As if it is a list of arrays, but what is the meaning of that? I think it should be just like non-Dask case and be a single array.

Perhaps there is some confusion between the fact that the sample_weight for X,y is just 1 thing but the sample_weights for eval_set are for each eval_set provided.

Source

pseudotensor

All 17 comments

A related confusion, is that the normal xgboost scikit-learn API is: https://xgboost.readthedocs.io/en/latest/python/python_api.html#xgboost.XGBClassifier.fit

So fit takes early_stopping_rounds, etc.

Is it correct that dask has no such option and so cannot do early stopping? That would be a critical feature.

I understand the docs say dask has no callback testing: https://xgboost.readthedocs.io/en/latest/tutorials/dask.html#limitations

But does this mean no eval_metric or early stopping is possible?

Are we supposed to use dask for distributed multi-GPU xgboost training?

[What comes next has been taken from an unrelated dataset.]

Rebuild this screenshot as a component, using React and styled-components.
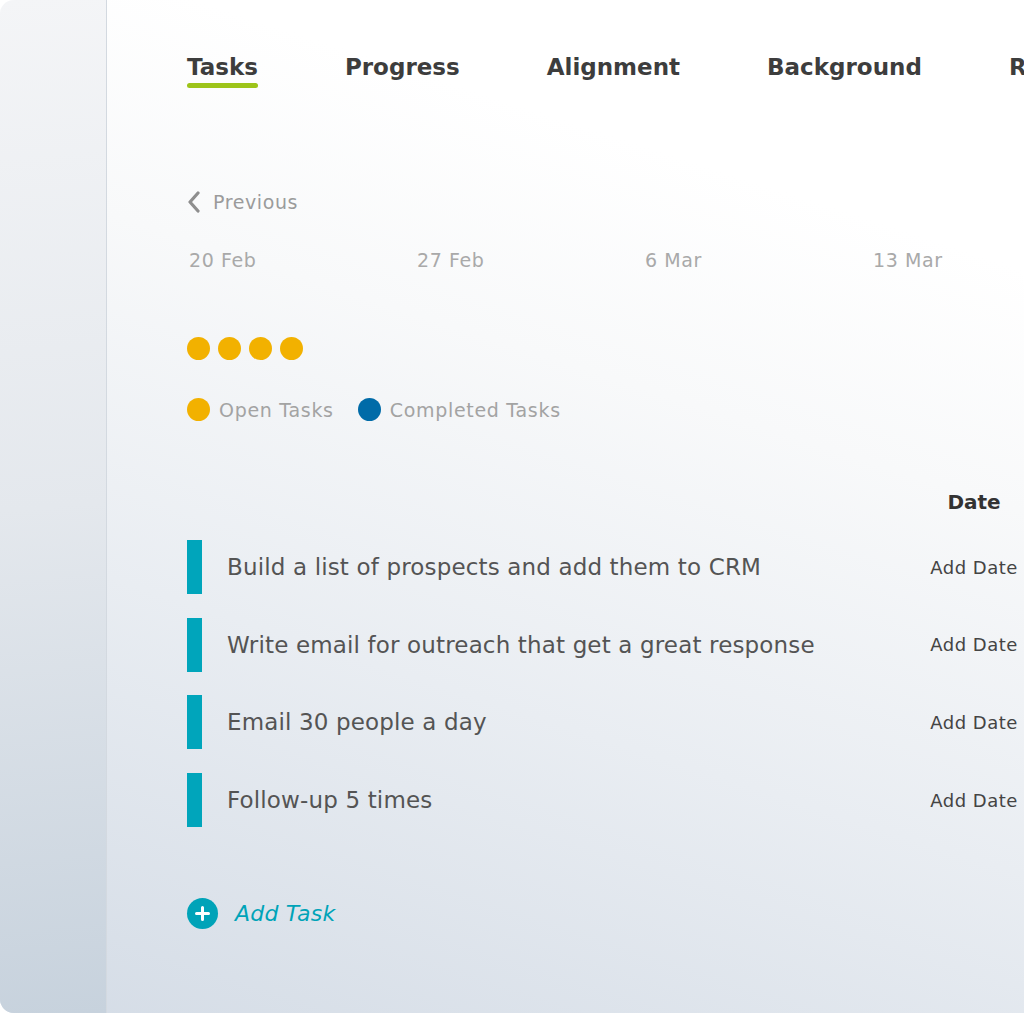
import React from 'react'
import styled, { createGlobalStyle } from 'styled-components';

const Global = createGlobalStyle`
  html, body {
    margin: 0;
    padding: 0;
    background: #ffffff;
    overflow: hidden;
  }
  body {
    font-family: "DejaVu Sans", "Liberation Sans", sans-serif;
  }
`;

const Card = styled.div`
  display: flex;
  width: 1024px;
  height: 1013px;
  border-radius: 14px 0 0 14px;
  overflow: hidden;
  background: linear-gradient(18deg, #d4dce6 0%, #e9edf2 35%, #f8f9fa 62%, #ffffff 80%);
`;

const Sidebar = styled.div`
  width: 106px;
  flex-shrink: 0;
  border-right: 1px solid #d3d9e0;
  background: linear-gradient(175deg, #f4f5f7 0%, #e4e8ed 50%, #c7d2dd 100%);
`;

const Main = styled.div`
  flex: 1;
  min-width: 0;
  overflow: hidden;
  padding: 52px 0 0 80px;
  display: flex;
  flex-direction: column;
`;

const Tabs = styled.div`
  display: flex;
  gap: 87px;
  white-space: nowrap;
`;

const Tab = styled.div`
  display: flex;
  flex-direction: column;
  gap: 1px;
  font-size: 23px;
  font-weight: 700;
  color: #3d3d3d;
  line-height: 30px;

  &::after {
    content: '';
    height: 5px;
    border-radius: 3px;
    background: ${p => (p.$active ? '#9dc41a' : 'transparent')};
  }
`;

const Prev = styled.div`
  margin-top: 99px;
  display: flex;
  align-items: center;
  gap: 12px;
  font-size: 19px;
  letter-spacing: 0.6px;
  color: #9b9b9b;
  height: 30px;
`;

const Dates = styled.div`
  margin-top: 28px;
  display: grid;
  grid-template-columns: repeat(4, 228px);
  font-size: 19px;
  letter-spacing: 0.6px;
  color: #a9a9a9;
  padding-left: 2px;
  line-height: 30px;
`;

const Dots = styled.div`
  margin-top: 62px;
  display: flex;
  gap: 8px;
`;

const Dot = styled.span`
  width: 23px;
  height: 23px;
  border-radius: 50%;
  background: ${p => p.$color};
  flex-shrink: 0;
`;

const Legend = styled.div`
  margin-top: 38px;
  display: flex;
  align-items: center;
  gap: 24px;
`;

const LegendItem = styled.div`
  display: flex;
  align-items: center;
  gap: 9px;
  font-size: 19px;
  letter-spacing: 0.7px;
  color: #a3a3a3;
  white-space: nowrap;
`;

const TableHead = styled.div`
  margin-top: 66px;
  display: grid;
  grid-template-columns: 743px 88px;
  font-size: 20px;
  font-weight: 600;
  color: #333333;
  line-height: 30px;
`;

const HeadCell = styled.div`
  grid-column: 2;
  text-align: center;
`;

const Rows = styled.div`
  margin-top: 23px;
  display: flex;
  flex-direction: column;
  gap: 23.7px;
`;

const Row = styled.div`
  display: grid;
  grid-template-columns: 15px 728px 88px;
  align-items: center;
  height: 54px;
`;

const Bar = styled.div`
  height: 54px;
  background: #00a5bb;
`;

const TaskText = styled.div`
  padding-left: 25px;
  font-size: 23px;
  letter-spacing: 0.15px;
  color: #545454;
  white-space: nowrap;
`;

const AddDate = styled.div`
  font-size: 18px;
  letter-spacing: 0.5px;
  color: #444444;
  text-align: center;
  white-space: nowrap;
`;

const AddTask = styled.div`
  margin-top: 71px;
  display: flex;
  align-items: center;
  gap: 17px;
  font-size: 22px;
  letter-spacing: 0.2px;
  font-style: italic;
  color: #00a3b8;
`;

const Plus = styled.span`
  width: 31px;
  height: 31px;
  border-radius: 50%;
  background: #00a3b8;
  display: flex;
  align-items: center;
  justify-content: center;
`;

const tasks = [
  'Build a list of prospects and add them to CRM',
  'Write email for outreach that get a great response',
  'Email 30 people a day',
  'Follow-up 5 times',
];

const App = () => {
  return (
    <>
      <Global />
      <Card>
        <Sidebar />
        <Main>
          <Tabs>
            <Tab $active>Tasks</Tab>
            <Tab>Progress</Tab>
            <Tab>Alignment</Tab>
            <Tab>Background</Tab>
            <Tab>Resources</Tab>
          </Tabs>

          <Prev>
            <svg width="14" height="22" viewBox="0 0 14 22">
              <path d="M11 2 L3 11 L11 20" fill="none" stroke="#8e8e8e" strokeWidth="3.2" strokeLinecap="round" strokeLinejoin="round" />
            </svg>
            Previous
          </Prev>

          <Dates>
            <span>20 Feb</span>
            <span>27 Feb</span>
            <span>6 Mar</span>
            <span>13 Mar</span>
          </Dates>

          <Dots>
            <Dot $color="#f2b100" />
            <Dot $color="#f2b100" />
            <Dot $color="#f2b100" />
            <Dot $color="#f2b100" />
          </Dots>

          <Legend>
            <LegendItem><Dot $color="#f2b100" />Open Tasks</LegendItem>
            <LegendItem><Dot $color="#006ba8" />Completed Tasks</LegendItem>
          </Legend>

          <TableHead>
            <HeadCell>Date</HeadCell>
          </TableHead>

          <Rows>
            {tasks.map(t => (
              <Row key={t}>
                <Bar />
                <TaskText>{t}</TaskText>
                <AddDate>Add Date</AddDate>
              </Row>
            ))}
          </Rows>

          <AddTask>
            <Plus>
              <svg width="15" height="15" viewBox="0 0 15 15">
                <path d="M7.5 1.5 V13.5 M1.5 7.5 H13.5" stroke="#ffffff" strokeWidth="3" strokeLinecap="round" />
              </svg>
            </Plus>
            Add Task
          </AddTask>
        </Main>
      </Card>
    </>
  )
}

export default App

Or is it all deprecated and one can just pass dask_cudf into normal model.

Also, in general, it seems like API overhead to maintain separate APIs for dask and non-dask. You know if the frame incoming is dask_cudf, dask, or not. So you should be able to use a single API. This would make using it alot easier.

pseudotensor on 15 Oct 2020

@pseudotensor The early stopping support for the Dask API is currently in progress. We had to redesign the callback mechanism to accommodate the Dask API (#6199).

it seems like API overhead to maintain separate APIs for dask and non-dask. You know if the frame incoming is dask_cudf, dask, or not. So you should be able to use a single API. This would make using it alot easier.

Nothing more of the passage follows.